Un vigoroso appello
di don Silvio Longobardi
Dal Vangelo secondo Giovanni (Gv 12,44-50)
In quel tempo, Gesù esclamò: «Chi crede in me, non crede in me ma in colui che mi ha mandato; chi vede me, vede colui che mi ha mandato. Io sono venuto nel mondo come luce, perché chiunque crede in me non rimanga nelle tenebre. Se qualcuno ascolta le mie parole e non le osserva, io non lo condanno; perché non sono venuto per condannare il mondo, ma per salvare il mondo. Chi mi rifiuta e non accoglie le mie parole, ha chi lo condanna: la parola che ho detto lo condannerà nell’ultimo giorno. Perché io non ho parlato da me stesso, ma il Padre, che mi ha mandato, mi ha ordinato lui di che cosa parlare e che cosa devo dire. E io so che il suo comandamento è vita eterna. Le cose dunque che io dico, le dico così come il Padre le ha dette a me».
Il commento
“Chi mi rifiuta [athetōn] e non accoglie le mie parole, ha chi lo condanna: la parola che ho detto lo condannerà nell’ultimo giorno” (12,48). Le parole conclusive della prima parte del Quarto Vangelo, prima di raccontare gli eventi della passione, ricordano il contenuto essenziale della fede. Queste parole sono poste al termine di un lungo cammino costellato di segni che hanno mostrato in modo inequivocabile l’identità divina del Rabbì di Nazaret. Egli sa bene che la sua sorte è già segnata ma non viene meno alla sua missione, quella di salvare l’uomo. Per questo lancia un ultimo e vigoroso appello, chiede a tutti di accogliere le sue parole perché sono parole che hanno il timbro di Dio: “non ho parlato da me stesso, ma il Padre, che mi ha mandato, mi ha ordinato lui di che cosa parlare e che cosa devo dire” (12,49). “Chi mi rifiuta”: il verbo athetéō non indica solo una presa di distanza ma significa scartare, disprezzare. Tutto questo appartiene alla libertà che Dio stesso ha dato all’uomo. Ma dobbiamo sapere che rifiutare l’Inviato di Dio significa disprezzare Dio, chiudersi alla luce. Gesù è pronto ad accettare tutte le conseguenze di questo rifiuto, è disposto a morire, ma non può fare a meno di ricordare ai suoi interlocutori che nel giorno del giudizio dovranno rendere conto a Dio.

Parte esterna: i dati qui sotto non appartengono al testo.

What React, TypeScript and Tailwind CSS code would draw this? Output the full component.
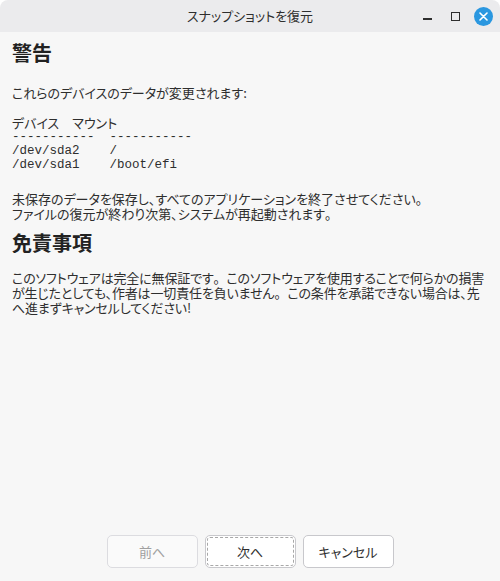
import React from "react";

const jp = "font-['Noto_Sans_CJK_JP','Noto_Sans',sans-serif] [font-feature-settings:'palt']";
const full = "[font-feature-settings:normal]";

export default function App() {
  return (
    <div className="w-[500px] h-[581px] bg-white flex flex-col">
      <div className="relative h-[32px] shrink-0 bg-[#ebebed] rounded-t-[8px] flex items-center justify-center">
        <span className={`${jp} text-[13px] text-[#2e2e2e]`}>スナップショットを復元</span>
        <div className="absolute right-[7px] top-0 h-[32px] flex items-center">
          <div className="w-[9px] h-[1.5px] bg-[#2e2e2e] mt-[6px]" />
          <div className="w-[9px] h-[9px] border-[1.5px] border-[#2e2e2e] ml-[19px]" />
          <div className="w-[19px] h-[19px] rounded-full bg-[#2a97e0] flex items-center justify-center ml-[14px]">
            <svg width="9" height="9" viewBox="0 0 9 9">
              <path d="M1 1 L8 8 M8 1 L1 8" stroke="white" strokeWidth="1.6" strokeLinecap="round" />
            </svg>
          </div>
        </div>
      </div>
      <div className={`flex-1 bg-[#f7f7f7] flex flex-col px-[12px] text-[#2e2e2e] ${jp}`}>
        <h1 className="text-[20px] font-bold leading-[24px] mt-[9px] text-[#222]">警告</h1>
        <p className="text-[13px] leading-[15px] mt-[20px]">これらのデバイスのデータが変更されます:</p>
        <p className="text-[13px] leading-[15px] mt-[15px]">デバイス　マウント</p>
        <pre className="font-['Liberation_Mono',monospace] text-[12.5px] leading-[14px] mt-[0px] text-[#2e2e2e] [font-feature-settings:normal]">
{`-----------  -----------
/dev/sda2    /
/dev/sda1    /boot/efi`}
        </pre>
        <p className="text-[13px] leading-[15px] mt-[19px] whitespace-nowrap">
          未保存のデータを保存し、すべてのアプリケーションを終了させてください<span className={full}>。</span>
          <br />
          ファイルの復元が終わり次第、システムが再起動されます<span className={full}>。</span>
        </p>
        <h1 className="text-[20px] font-bold leading-[24px] mt-[10px] text-[#222]">免責事項</h1>
        <p className="text-[13px] leading-[15px] mt-[15px] whitespace-nowrap tracking-[-0.15px]">
          このソフトウェアは完全に無保証です<span className={full}>。</span>このソフトウェアを使用することで何らかの損害
          <br />
          が生じたとしても、作者は一切責任を負いません<span className={full}>。</span>この条件を承諾できない場合は、先
          <br />
          へ進まずキャンセルしてください!
        </p>
        <div className="flex-1" />
        <div className="flex justify-center gap-[7px] pb-[13px]">
          <button className="w-[91px] h-[33px] rounded-[5px] border border-[#dcdce0] bg-[#fafafa] text-[13px] text-[#a0a0a0]">
            前へ
          </button>
          <button className="w-[91px] h-[33px] rounded-[5px] border border-[#c8c8cc] bg-white text-[13px] text-[#2e2e2e] p-[1px]">
            <div className="w-full h-full border border-dashed border-[#a8a8a8] rounded-[3px] flex items-center justify-center">次へ</div>
          </button>
          <button className="w-[91px] h-[33px] rounded-[5px] border border-[#c8c8cc] bg-white text-[13px] text-[#2e2e2e]">
            キャンセル
          </button>
        </div>
      </div>
    </div>
  );
}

La Chiesa non è chiamata a lanciare anatemi e condanne, il suo compito prioritario è quello di annunciare un Dio che vuole donare ad ogni uomo vita e gioia. E tuttavia, proprio il desiderio di offrire a tutti la salvezza chiede di non trascurare la cornice drammatica della vita e di ricordare a tutti che le scelte dell’oggi hanno un’inevitabile ricaduta sulla vita futura. In questo modo la Chiesa aiuta l’uomo ad avere coscienza della sua responsabilità. Non basta dirlo a parole, coloro che annunciano il Vangelo devono mostrare con i fatti che hanno preso sul serio la Parola di Gesù perché sanno che in gioco c’è la salvezza eterna. Oggi chiediamo la grazia di testimoniare con dolcezza che solo in Gesù l’uomo può trovare gioia. In questa vita e in quella futura. È questo il contenuto essenziale della fede ed è questa la scelta decisiva.